No matter the level of confidence in your ability and the tightness of the deadline that you’re working on for that matter, it’s vital that you allocate enough time for proofreading your content. It may be tempting to skim in the interest of saving time, but every error runs the risk of diminishing your credibility and losing the trust of your readers and/or clients.
You might not be able to see the person reading your content, but that doesn’t mean that the basic rules of human interaction no longer apply. It’s imperative for your integrity to never agree to write anything that you don’t agree with. Your audience will pick up on your insincerity and lose confidence in the message that you’re trying to communicate.
Be sure to find passion in your content and in turn your readers will find happiness in following said passion whenever it’s poured into another webpage.
Don’t be afraid to take risks
More than 2 million blog posts will be published online today. There will be up to 80 million blog posts taking place over the calendar month. That’s quite a wide range of competitors to fight for exposure.
In a world that’s clogged with content, it’s likely that the people who take risks will be the ones who succeed in the industry.
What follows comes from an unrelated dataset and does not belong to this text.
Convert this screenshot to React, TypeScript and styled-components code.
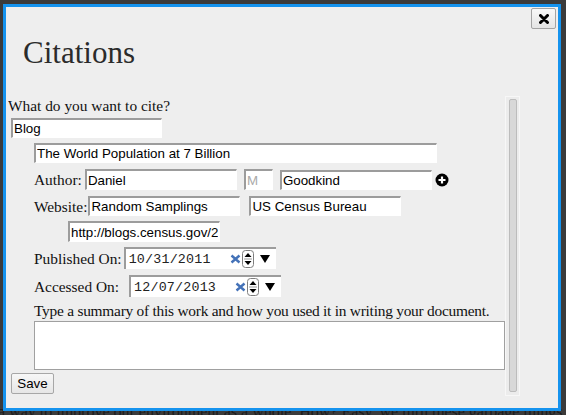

Challenge readers to change their perspective, include that oblique analogy, travel outside of your comfort zone. Only the truly different pieces of content will survive in the congested world of blogging.
Avoid masking your personality
It’s great to have influences when it comes to writing, and a sign of a great author is to keep thinking of your audience and how you can cater to them – but never forget to keep your personality firmly embedded in your work.
‘Be yourself, everyone else is taken,’ goes the popular quote that’s often misattributed to Oscar Wilde, and while it might seem like an affectation your best chance of thoroughly enjoying your work and creating truly engaging content is by pouring your personality into your articles.